## Written task
Exactly as written, quote every line that follows, skipping the images.

## Given information
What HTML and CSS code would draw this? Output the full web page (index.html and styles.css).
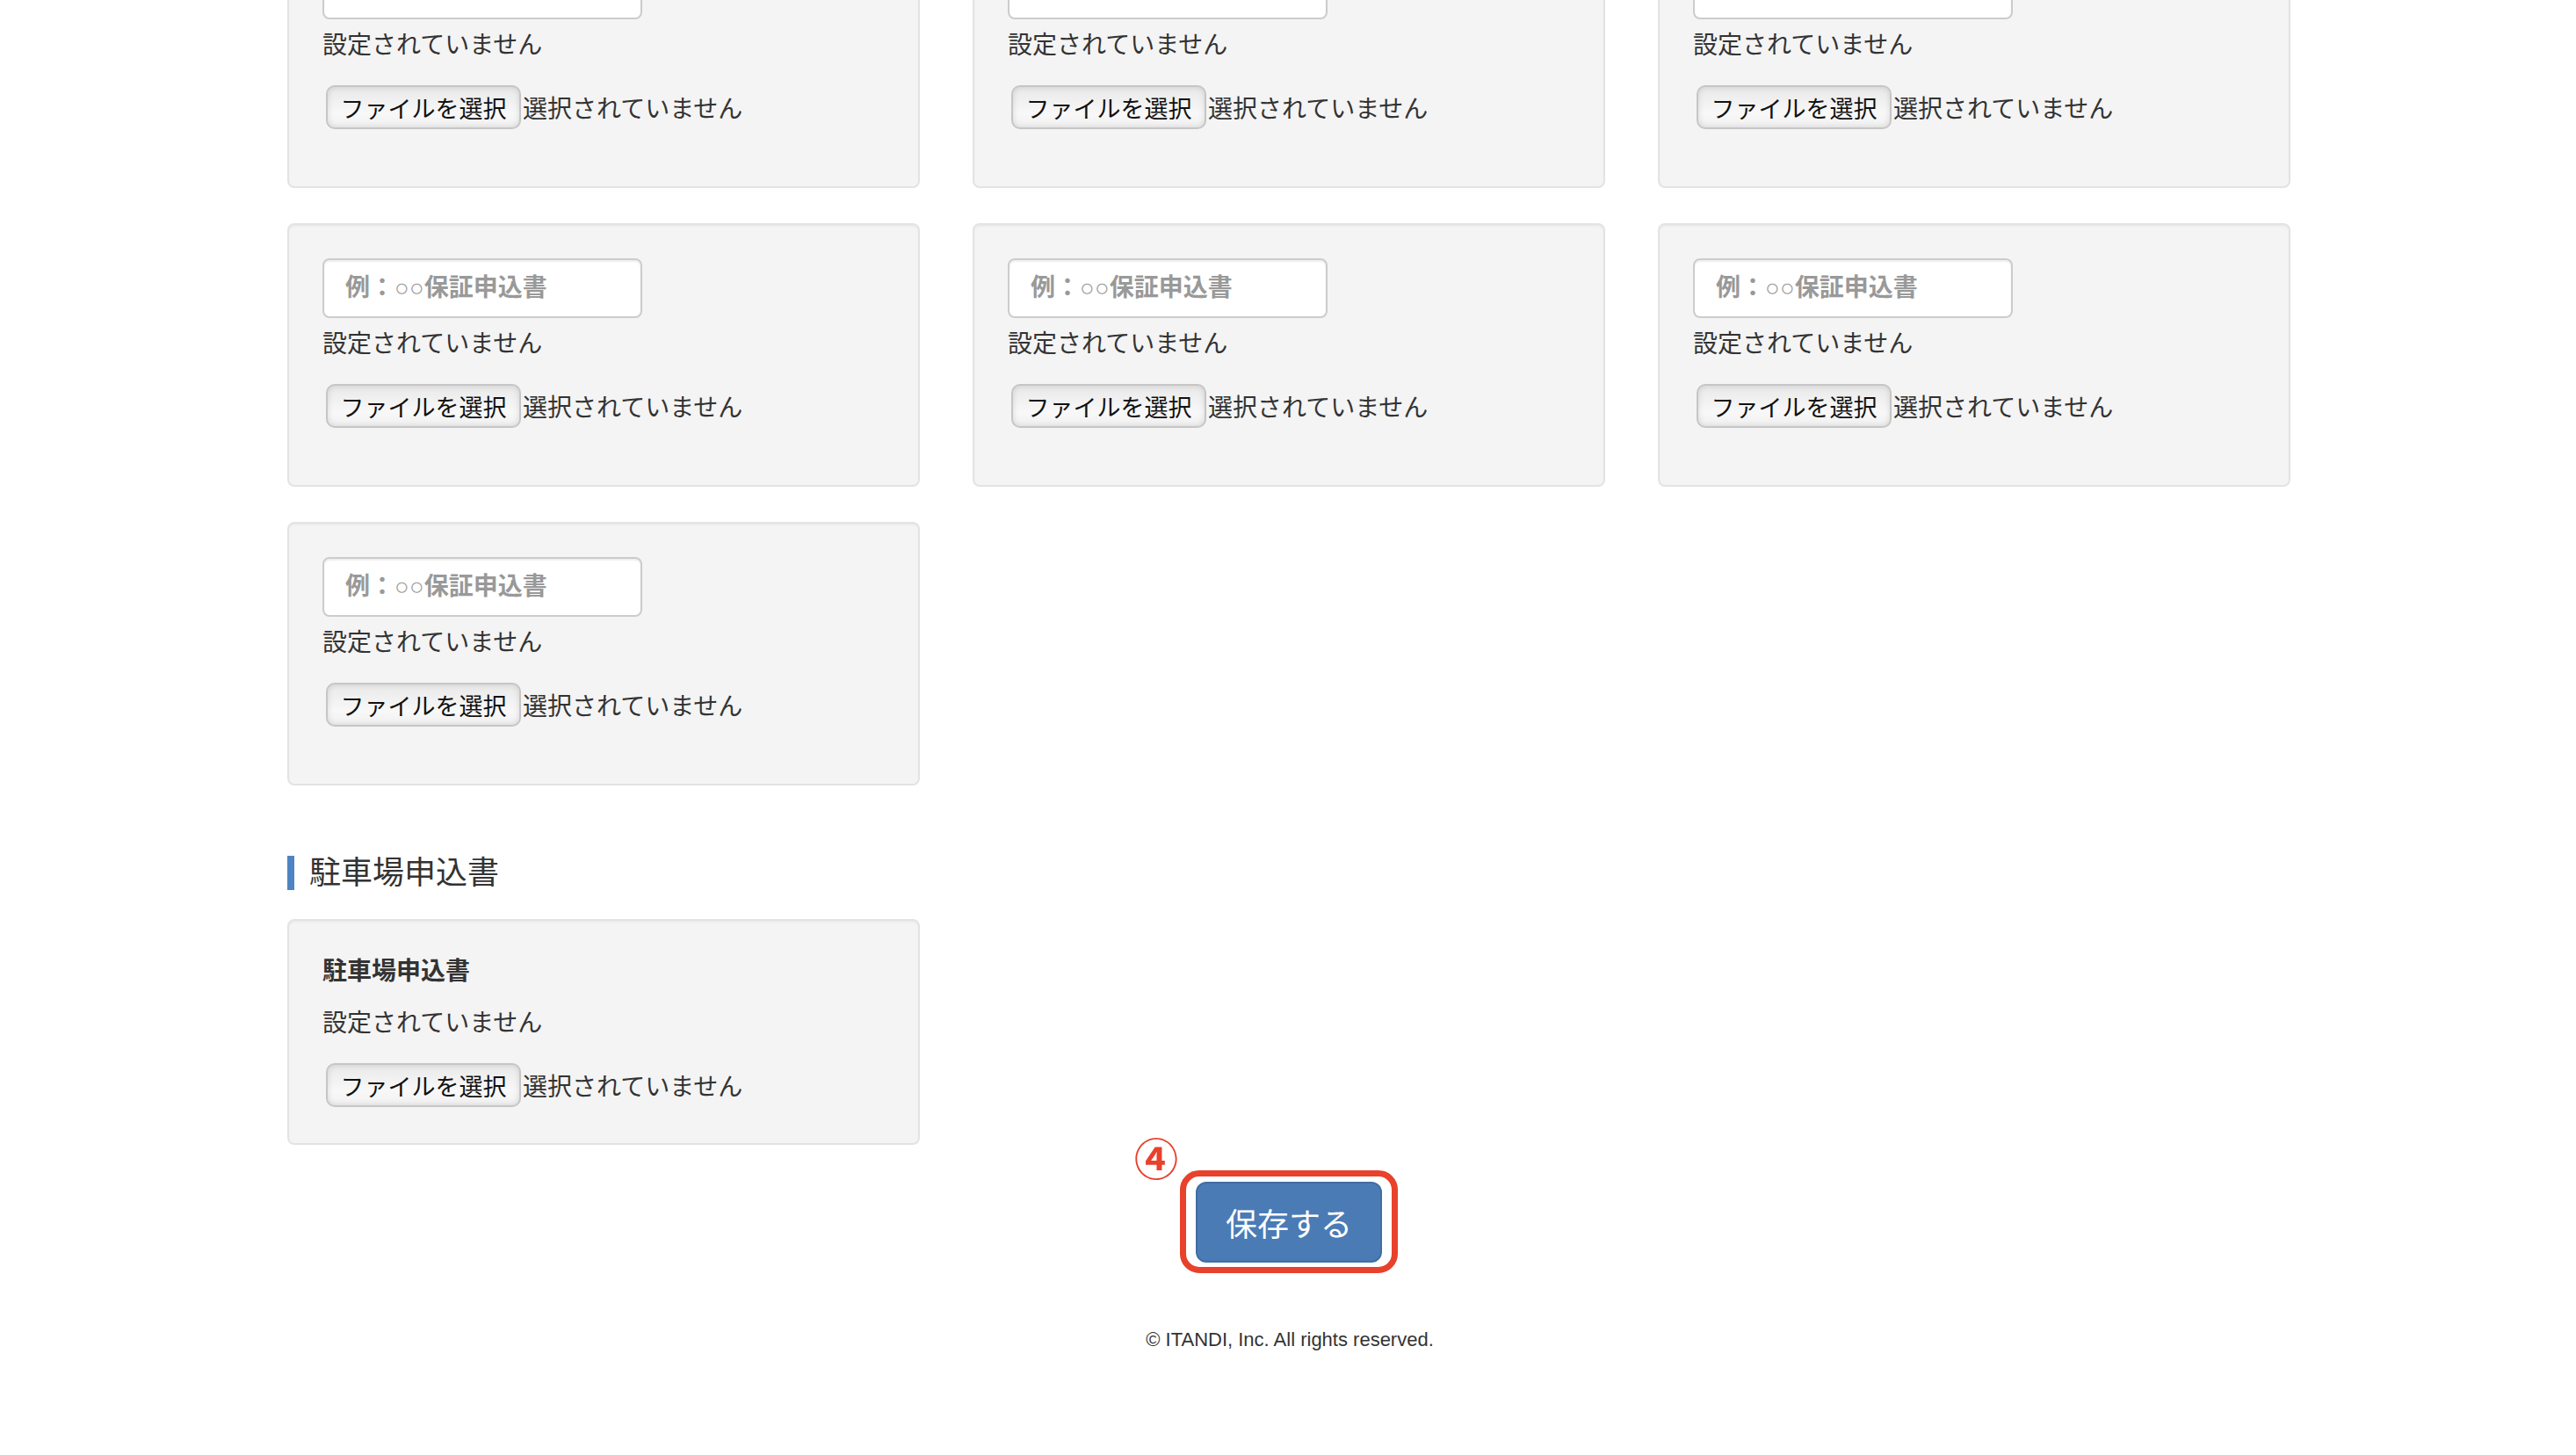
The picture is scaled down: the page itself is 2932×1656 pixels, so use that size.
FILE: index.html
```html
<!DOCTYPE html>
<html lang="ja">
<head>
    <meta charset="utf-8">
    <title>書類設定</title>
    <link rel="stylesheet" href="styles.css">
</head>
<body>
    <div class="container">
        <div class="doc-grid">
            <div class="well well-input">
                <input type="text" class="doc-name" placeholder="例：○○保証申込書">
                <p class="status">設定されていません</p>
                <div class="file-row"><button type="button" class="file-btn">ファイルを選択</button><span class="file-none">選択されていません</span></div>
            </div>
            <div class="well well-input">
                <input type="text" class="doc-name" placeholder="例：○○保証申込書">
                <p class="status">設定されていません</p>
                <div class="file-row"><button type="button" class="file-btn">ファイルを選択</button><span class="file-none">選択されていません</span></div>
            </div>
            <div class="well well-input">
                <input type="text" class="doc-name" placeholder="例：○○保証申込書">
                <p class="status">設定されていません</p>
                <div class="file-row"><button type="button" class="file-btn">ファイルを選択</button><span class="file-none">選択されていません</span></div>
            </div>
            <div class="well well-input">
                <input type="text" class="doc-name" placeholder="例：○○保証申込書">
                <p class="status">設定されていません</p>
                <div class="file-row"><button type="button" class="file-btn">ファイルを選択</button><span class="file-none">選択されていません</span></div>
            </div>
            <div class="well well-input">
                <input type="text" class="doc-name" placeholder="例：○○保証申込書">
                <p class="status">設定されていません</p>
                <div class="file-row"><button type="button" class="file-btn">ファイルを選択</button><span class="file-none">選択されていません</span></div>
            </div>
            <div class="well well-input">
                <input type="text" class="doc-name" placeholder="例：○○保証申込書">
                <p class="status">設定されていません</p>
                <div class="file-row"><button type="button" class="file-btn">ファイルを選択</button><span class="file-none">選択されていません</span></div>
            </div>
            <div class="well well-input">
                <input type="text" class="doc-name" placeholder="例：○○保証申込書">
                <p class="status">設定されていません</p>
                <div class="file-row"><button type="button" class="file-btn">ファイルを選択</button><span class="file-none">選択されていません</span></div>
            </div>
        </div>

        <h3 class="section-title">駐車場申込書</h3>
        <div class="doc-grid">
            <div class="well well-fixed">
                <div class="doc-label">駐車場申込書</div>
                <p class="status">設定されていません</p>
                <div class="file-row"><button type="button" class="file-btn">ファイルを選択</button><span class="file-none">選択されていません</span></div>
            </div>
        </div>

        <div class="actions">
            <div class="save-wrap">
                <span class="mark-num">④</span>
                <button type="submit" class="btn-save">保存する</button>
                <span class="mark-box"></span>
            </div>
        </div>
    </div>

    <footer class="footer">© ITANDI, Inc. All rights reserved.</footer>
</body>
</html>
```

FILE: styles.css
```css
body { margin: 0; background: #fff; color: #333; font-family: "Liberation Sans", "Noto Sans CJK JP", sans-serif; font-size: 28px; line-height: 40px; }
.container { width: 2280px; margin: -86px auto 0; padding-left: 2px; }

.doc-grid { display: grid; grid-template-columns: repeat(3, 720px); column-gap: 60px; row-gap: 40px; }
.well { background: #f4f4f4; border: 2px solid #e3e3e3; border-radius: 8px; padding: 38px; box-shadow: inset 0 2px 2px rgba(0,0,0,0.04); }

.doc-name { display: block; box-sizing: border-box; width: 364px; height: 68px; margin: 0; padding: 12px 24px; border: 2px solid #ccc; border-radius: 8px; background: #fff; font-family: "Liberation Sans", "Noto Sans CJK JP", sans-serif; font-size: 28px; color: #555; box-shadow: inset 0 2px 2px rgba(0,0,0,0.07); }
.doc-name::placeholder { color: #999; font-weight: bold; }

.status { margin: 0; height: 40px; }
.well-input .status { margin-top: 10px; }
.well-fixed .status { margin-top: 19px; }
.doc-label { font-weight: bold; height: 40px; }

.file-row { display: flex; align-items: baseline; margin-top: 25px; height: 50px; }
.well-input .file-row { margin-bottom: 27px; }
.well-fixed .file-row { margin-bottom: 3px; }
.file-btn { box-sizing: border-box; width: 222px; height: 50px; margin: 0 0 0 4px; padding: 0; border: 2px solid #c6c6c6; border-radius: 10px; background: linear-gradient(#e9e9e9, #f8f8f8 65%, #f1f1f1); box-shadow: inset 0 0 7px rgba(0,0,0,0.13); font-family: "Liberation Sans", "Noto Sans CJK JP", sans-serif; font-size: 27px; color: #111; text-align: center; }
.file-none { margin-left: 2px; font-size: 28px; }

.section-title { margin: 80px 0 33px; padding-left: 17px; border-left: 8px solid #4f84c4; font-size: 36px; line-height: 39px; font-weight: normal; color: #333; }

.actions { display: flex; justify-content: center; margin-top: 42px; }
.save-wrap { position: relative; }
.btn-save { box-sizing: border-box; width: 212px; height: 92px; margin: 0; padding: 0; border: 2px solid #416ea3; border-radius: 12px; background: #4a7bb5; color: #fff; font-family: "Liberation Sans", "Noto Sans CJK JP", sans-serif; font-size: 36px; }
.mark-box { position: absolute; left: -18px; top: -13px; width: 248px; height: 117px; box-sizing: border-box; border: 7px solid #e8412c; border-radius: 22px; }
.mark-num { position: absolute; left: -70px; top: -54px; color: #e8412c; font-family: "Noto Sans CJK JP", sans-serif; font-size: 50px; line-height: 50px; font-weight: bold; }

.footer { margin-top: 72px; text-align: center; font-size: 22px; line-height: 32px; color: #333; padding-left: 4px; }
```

## Response to this task
What HTML and CSS code would draw this? Output the full web page (index.html and styles.css).
The picture is scaled down: the page itself is 2932×1656 pixels, so use that size.
FILE: index.html
```html
<!DOCTYPE html>
<html lang="ja">
<head>
    <meta charset="utf-8">
    <title>書類設定</title>
    <link rel="stylesheet" href="styles.css">
</head>
<body>
    <div class="container">
        <div class="doc-grid">
            <div class="well well-input">
                <input type="text" class="doc-name" placeholder="例：○○保証申込書">
                <p class="status">設定されていません</p>
                <div class="file-row"><button type="button" class="file-btn">ファイルを選択</button><span class="file-none">選択されていません</span></div>
            </div>
            <div class="well well-input">
                <input type="text" class="doc-name" placeholder="例：○○保証申込書">
                <p class="status">設定されていません</p>
                <div class="file-row"><button type="button" class="file-btn">ファイルを選択</button><span class="file-none">選択されていません</span></div>
            </div>
            <div class="well well-input">
                <input type="text" class="doc-name" placeholder="例：○○保証申込書">
                <p class="status">設定されていません</p>
                <div class="file-row"><button type="button" class="file-btn">ファイルを選択</button><span class="file-none">選択されていません</span></div>
            </div>
            <div class="well well-input">
                <input type="text" class="doc-name" placeholder="例：○○保証申込書">
                <p class="status">設定されていません</p>
                <div class="file-row"><button type="button" class="file-btn">ファイルを選択</button><span class="file-none">選択されていません</span></div>
            </div>
            <div class="well well-input">
                <input type="text" class="doc-name" placeholder="例：○○保証申込書">
                <p class="status">設定されていません</p>
                <div class="file-row"><button type="button" class="file-btn">ファイルを選択</button><span class="file-none">選択されていません</span></div>
            </div>
            <div class="well well-input">
                <input type="text" class="doc-name" placeholder="例：○○保証申込書">
                <p class="status">設定されていません</p>
                <div class="file-row"><button type="button" class="file-btn">ファイルを選択</button><span class="file-none">選択されていません</span></div>
            </div>
            <div class="well well-input">
                <input type="text" class="doc-name" placeholder="例：○○保証申込書">
                <p class="status">設定されていません</p>
                <div class="file-row"><button type="button" class="file-btn">ファイルを選択</button><span class="file-none">選択されていません</span></div>
            </div>
        </div>

        <h3 class="section-title">駐車場申込書</h3>
        <div class="doc-grid">
            <div class="well well-fixed">
                <div class="doc-label">駐車場申込書</div>
                <p class="status">設定されていません</p>
                <div class="file-row"><button type="button" class="file-btn">ファイルを選択</button><span class="file-none">選択されていません</span></div>
            </div>
        </div>

        <div class="actions">
            <div class="save-wrap">
                <span class="mark-num">④</span>
                <button type="submit" class="btn-save">保存する</button>
                <span class="mark-box"></span>
            </div>
        </div>
    </div>

    <footer class="footer">© ITANDI, Inc. All rights reserved.</footer>
</body>
</html>
```

FILE: styles.css
```css
body { margin: 0; background: #fff; color: #333; font-family: "Liberation Sans", "Noto Sans CJK JP", sans-serif; font-size: 28px; line-height: 40px; }
.container { width: 2280px; margin: -86px auto 0; padding-left: 2px; }

.doc-grid { display: grid; grid-template-columns: repeat(3, 720px); column-gap: 60px; row-gap: 40px; }
.well { background: #f4f4f4; border: 2px solid #e3e3e3; border-radius: 8px; padding: 38px; box-shadow: inset 0 2px 2px rgba(0,0,0,0.04); }

.doc-name { display: block; box-sizing: border-box; width: 364px; height: 68px; margin: 0; padding: 12px 24px; border: 2px solid #ccc; border-radius: 8px; background: #fff; font-family: "Liberation Sans", "Noto Sans CJK JP", sans-serif; font-size: 28px; color: #555; box-shadow: inset 0 2px 2px rgba(0,0,0,0.07); }
.doc-name::placeholder { color: #999; font-weight: bold; }

.status { margin: 0; height: 40px; }
.well-input .status { margin-top: 10px; }
.well-fixed .status { margin-top: 19px; }
.doc-label { font-weight: bold; height: 40px; }

.file-row { display: flex; align-items: baseline; margin-top: 25px; height: 50px; }
.well-input .file-row { margin-bottom: 27px; }
.well-fixed .file-row { margin-bottom: 3px; }
.file-btn { box-sizing: border-box; width: 222px; height: 50px; margin: 0 0 0 4px; padding: 0; border: 2px solid #c6c6c6; border-radius: 10px; background: linear-gradient(#e9e9e9, #f8f8f8 65%, #f1f1f1); box-shadow: inset 0 0 7px rgba(0,0,0,0.13); font-family: "Liberation Sans", "Noto Sans CJK JP", sans-serif; font-size: 27px; color: #111; text-align: center; }
.file-none { margin-left: 2px; font-size: 28px; }

.section-title { margin: 80px 0 33px; padding-left: 17px; border-left: 8px solid #4f84c4; font-size: 36px; line-height: 39px; font-weight: normal; color: #333; }

.actions { display: flex; justify-content: center; margin-top: 42px; }
.save-wrap { position: relative; }
.btn-save { box-sizing: border-box; width: 212px; height: 92px; margin: 0; padding: 0; border: 2px solid #416ea3; border-radius: 12px; background: #4a7bb5; color: #fff; font-family: "Liberation Sans", "Noto Sans CJK JP", sans-serif; font-size: 36px; }
.mark-box { position: absolute; left: -18px; top: -13px; width: 248px; height: 117px; box-sizing: border-box; border: 7px solid #e8412c; border-radius: 22px; }
.mark-num { position: absolute; left: -70px; top: -54px; color: #e8412c; font-family: "Noto Sans CJK JP", sans-serif; font-size: 50px; line-height: 50px; font-weight: bold; }

.footer { margin-top: 72px; text-align: center; font-size: 22px; line-height: 32px; color: #333; padding-left: 4px; }
```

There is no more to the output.